--- START OF MATERIAL PROVIDED ---

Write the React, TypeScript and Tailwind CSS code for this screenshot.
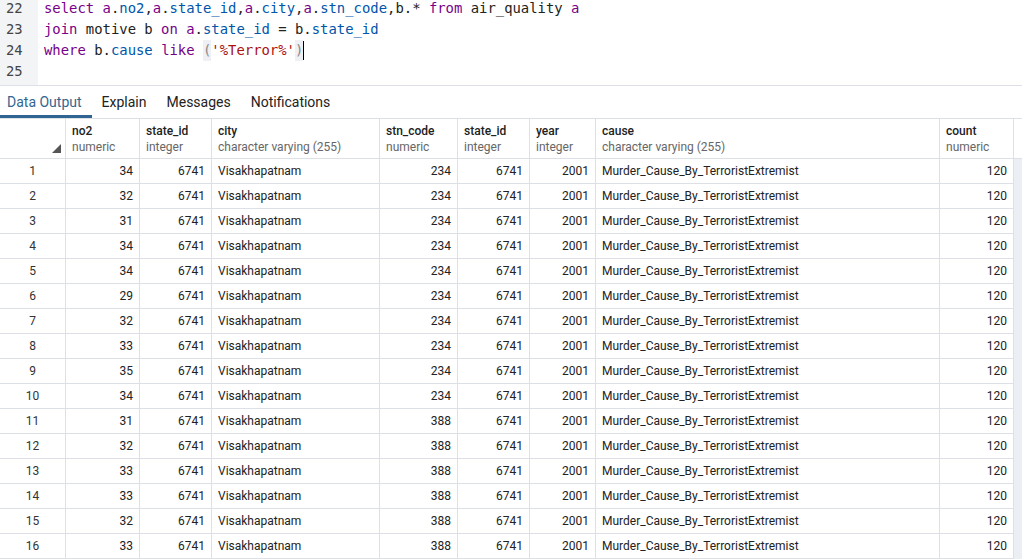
const cols = [
  { name: 'no2', type: 'numeric' },
  { name: 'state_id', type: 'integer' },
  { name: 'city', type: 'character varying (255)' },
  { name: 'stn_code', type: 'numeric' },
  { name: 'state_id', type: 'integer' },
  { name: 'year', type: 'integer' },
  { name: 'cause', type: 'character varying (255)' },
  { name: 'count', type: 'numeric' },
];

const no2s = [34, 32, 31, 34, 34, 29, 32, 33, 35, 34, 31, 32, 33, 33, 32, 33];
const rows = no2s.map((no2, i) => ({
  no2,
  stn: i < 10 ? 234 : 388,
}));

const kw = 'text-[#770088]';
const prop = 'text-[#0055aa]';
const mono = { fontFamily: '"DejaVu Sans Mono", monospace' };

function Code() {
  return (
    <div className="flex border-b border-[#dde0e6] h-[86px] overflow-hidden">
      <div className="w-[38px] bg-[#f3f4f6] text-[#444] text-[13.8px] leading-[21px] pl-[6px]" style={mono}>
        <div className="-mt-[2px]">
          <div>22</div>
          <div>23</div>
          <div>24</div>
          <div>25</div>
        </div>
      </div>
      <div className="pl-[6px] text-[13.9px] leading-[21px] text-[#222] whitespace-pre" style={mono}>
        <div className="-mt-[2px]">
          <div>
            <span className={kw}>select</span> <span className={kw}>a</span>.<span className={prop}>no2</span>,<span className={kw}>a</span>.<span className={prop}>state_id</span>,<span className={kw}>a</span>.<span className={prop}>city</span>,<span className={kw}>a</span>.<span className={prop}>stn_code</span>,b.* <span className={kw}>from</span> air_quality <span className={kw}>a</span>
          </div>
          <div>
            <span className={kw}>join</span> motive b <span className={kw}>on</span> <span className={kw}>a</span>.<span className={prop}>state_id</span> = b.<span className={prop}>state_id</span>
          </div>
          <div className="flex items-center h-[21px]">
            <span className={kw}>where</span>&nbsp;b.<span className={prop}>cause</span>&nbsp;<span className={kw}>like</span>&nbsp;<span className="bg-[#eef0f4] text-[#888]">(</span><span className="text-[#aa1111]">'%Terror%'</span><span className="bg-[#eef0f4] text-[#888]">)</span><span className="inline-block w-[1px] h-[19px] bg-black" />
          </div>
          <div>&nbsp;</div>
        </div>
      </div>
    </div>
  );
}

function Tabs() {
  const tabs = ['Data Output', 'Explain', 'Messages', 'Notifications'];
  return (
    <div className="flex h-[33px] border-b border-[#dde0e6] text-[14px] text-[#222]" style={{ fontFamily: 'Roboto, sans-serif' }}>
      {tabs.map((t, i) => (
        <div
          key={t}
          className={
            i === 0
              ? 'pl-[7px] pr-[10px] flex items-center text-[#326690] border-b-[3px] border-[#2f6592] pt-[4px]'
              : 'px-[10px] flex items-center pt-[1px]'
          }
        >
          {t}
        </div>
      ))}
    </div>
  );
}

const grid = 'grid grid-cols-[66px_74px_72px_168px_78px_72px_66px_344px_74px_8px]';
const cell = 'border-r border-b border-[#dde0e6] px-[6px] flex items-center';

function Table() {
  return (
    <div className="text-[12px] text-[#222]" style={{ fontFamily: 'Roboto, sans-serif' }}>
      <div className={`${grid} h-[40px]`}>
        <div className={`${cell} relative`}>
          <svg className="absolute right-[4px] bottom-[5px]" width="9" height="9" viewBox="0 0 9 9">
            <polygon points="9,0 9,9 0,9" fill="#555" />
          </svg>
        </div>
        {cols.map((c, i) => (
          <div key={i} className={`${cell} flex-col !items-start justify-center leading-[16px] pt-[1px]`}>
            <div className="font-medium text-[#222]">{c.name}</div>
            <div className="text-[#666]">{c.type}</div>
          </div>
        ))}
        <div className="border-b border-[#dde0e6]" />
      </div>
      {rows.map((r, i) => (
        <div key={i} className={`${grid} h-[25px]`}>
          <div className={`${cell} justify-center text-[#333]`}>{i + 1}</div>
          <div className={`${cell} justify-end`}>{r.no2}</div>
          <div className={`${cell} justify-end`}>6741</div>
          <div className={cell}>Visakhapatnam</div>
          <div className={`${cell} justify-end`}>{r.stn}</div>
          <div className={`${cell} justify-end`}>6741</div>
          <div className={`${cell} justify-end`}>2001</div>
          <div className={cell}>Murder_Cause_By_TerroristExtremist</div>
          <div className={`${cell} justify-end`}>120</div>
          <div className="bg-[#ebeef3]" />
        </div>
      ))}
    </div>
  );
}

export default function App() {
  return (
    <div className="w-[1022px] h-[559px] overflow-hidden bg-white">
      <Code />
      <Tabs />
      <Table />
    </div>
  );
}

--- END OF MATERIAL PROVIDED ---

▶ PROBLEM DESCRIPTION
In your copy of the listing above, reproduce each line exactly and omit all pictures.

▶ FULL OUTPUT
Write the React, TypeScript and Tailwind CSS code for this screenshot.
const cols = [
  { name: 'no2', type: 'numeric' },
  { name: 'state_id', type: 'integer' },
  { name: 'city', type: 'character varying (255)' },
  { name: 'stn_code', type: 'numeric' },
  { name: 'state_id', type: 'integer' },
  { name: 'year', type: 'integer' },
  { name: 'cause', type: 'character varying (255)' },
  { name: 'count', type: 'numeric' },
];

const no2s = [34, 32, 31, 34, 34, 29, 32, 33, 35, 34, 31, 32, 33, 33, 32, 33];
const rows = no2s.map((no2, i) => ({
  no2,
  stn: i < 10 ? 234 : 388,
}));

const kw = 'text-[#770088]';
const prop = 'text-[#0055aa]';
const mono = { fontFamily: '"DejaVu Sans Mono", monospace' };

function Code() {
  return (
    <div className="flex border-b border-[#dde0e6] h-[86px] overflow-hidden">
      <div className="w-[38px] bg-[#f3f4f6] text-[#444] text-[13.8px] leading-[21px] pl-[6px]" style={mono}>
        <div className="-mt-[2px]">
          <div>22</div>
          <div>23</div>
          <div>24</div>
          <div>25</div>
        </div>
      </div>
      <div className="pl-[6px] text-[13.9px] leading-[21px] text-[#222] whitespace-pre" style={mono}>
        <div className="-mt-[2px]">
          <div>
            <span className={kw}>select</span> <span className={kw}>a</span>.<span className={prop}>no2</span>,<span className={kw}>a</span>.<span className={prop}>state_id</span>,<span className={kw}>a</span>.<span className={prop}>city</span>,<span className={kw}>a</span>.<span className={prop}>stn_code</span>,b.* <span className={kw}>from</span> air_quality <span className={kw}>a</span>
          </div>
          <div>
            <span className={kw}>join</span> motive b <span className={kw}>on</span> <span className={kw}>a</span>.<span className={prop}>state_id</span> = b.<span className={prop}>state_id</span>
          </div>
          <div className="flex items-center h-[21px]">
            <span className={kw}>where</span>&nbsp;b.<span className={prop}>cause</span>&nbsp;<span className={kw}>like</span>&nbsp;<span className="bg-[#eef0f4] text-[#888]">(</span><span className="text-[#aa1111]">'%Terror%'</span><span className="bg-[#eef0f4] text-[#888]">)</span><span className="inline-block w-[1px] h-[19px] bg-black" />
          </div>
          <div>&nbsp;</div>
        </div>
      </div>
    </div>
  );
}

function Tabs() {
  const tabs = ['Data Output', 'Explain', 'Messages', 'Notifications'];
  return (
    <div className="flex h-[33px] border-b border-[#dde0e6] text-[14px] text-[#222]" style={{ fontFamily: 'Roboto, sans-serif' }}>
      {tabs.map((t, i) => (
        <div
          key={t}
          className={
            i === 0
              ? 'pl-[7px] pr-[10px] flex items-center text-[#326690] border-b-[3px] border-[#2f6592] pt-[4px]'
              : 'px-[10px] flex items-center pt-[1px]'
          }
        >
          {t}
        </div>
      ))}
    </div>
  );
}

const grid = 'grid grid-cols-[66px_74px_72px_168px_78px_72px_66px_344px_74px_8px]';
const cell = 'border-r border-b border-[#dde0e6] px-[6px] flex items-center';

function Table() {
  return (
    <div className="text-[12px] text-[#222]" style={{ fontFamily: 'Roboto, sans-serif' }}>
      <div className={`${grid} h-[40px]`}>
        <div className={`${cell} relative`}>
          <svg className="absolute right-[4px] bottom-[5px]" width="9" height="9" viewBox="0 0 9 9">
            <polygon points="9,0 9,9 0,9" fill="#555" />
          </svg>
        </div>
        {cols.map((c, i) => (
          <div key={i} className={`${cell} flex-col !items-start justify-center leading-[16px] pt-[1px]`}>
            <div className="font-medium text-[#222]">{c.name}</div>
            <div className="text-[#666]">{c.type}</div>
          </div>
        ))}
        <div className="border-b border-[#dde0e6]" />
      </div>
      {rows.map((r, i) => (
        <div key={i} className={`${grid} h-[25px]`}>
          <div className={`${cell} justify-center text-[#333]`}>{i + 1}</div>
          <div className={`${cell} justify-end`}>{r.no2}</div>
          <div className={`${cell} justify-end`}>6741</div>
          <div className={cell}>Visakhapatnam</div>
          <div className={`${cell} justify-end`}>{r.stn}</div>
          <div className={`${cell} justify-end`}>6741</div>
          <div className={`${cell} justify-end`}>2001</div>
          <div className={cell}>Murder_Cause_By_TerroristExtremist</div>
          <div className={`${cell} justify-end`}>120</div>
          <div className="bg-[#ebeef3]" />
        </div>
      ))}
    </div>
  );
}

export default function App() {
  return (
    <div className="w-[1022px] h-[559px] overflow-hidden bg-white">
      <Code />
      <Tabs />
      <Table />
    </div>
  );
}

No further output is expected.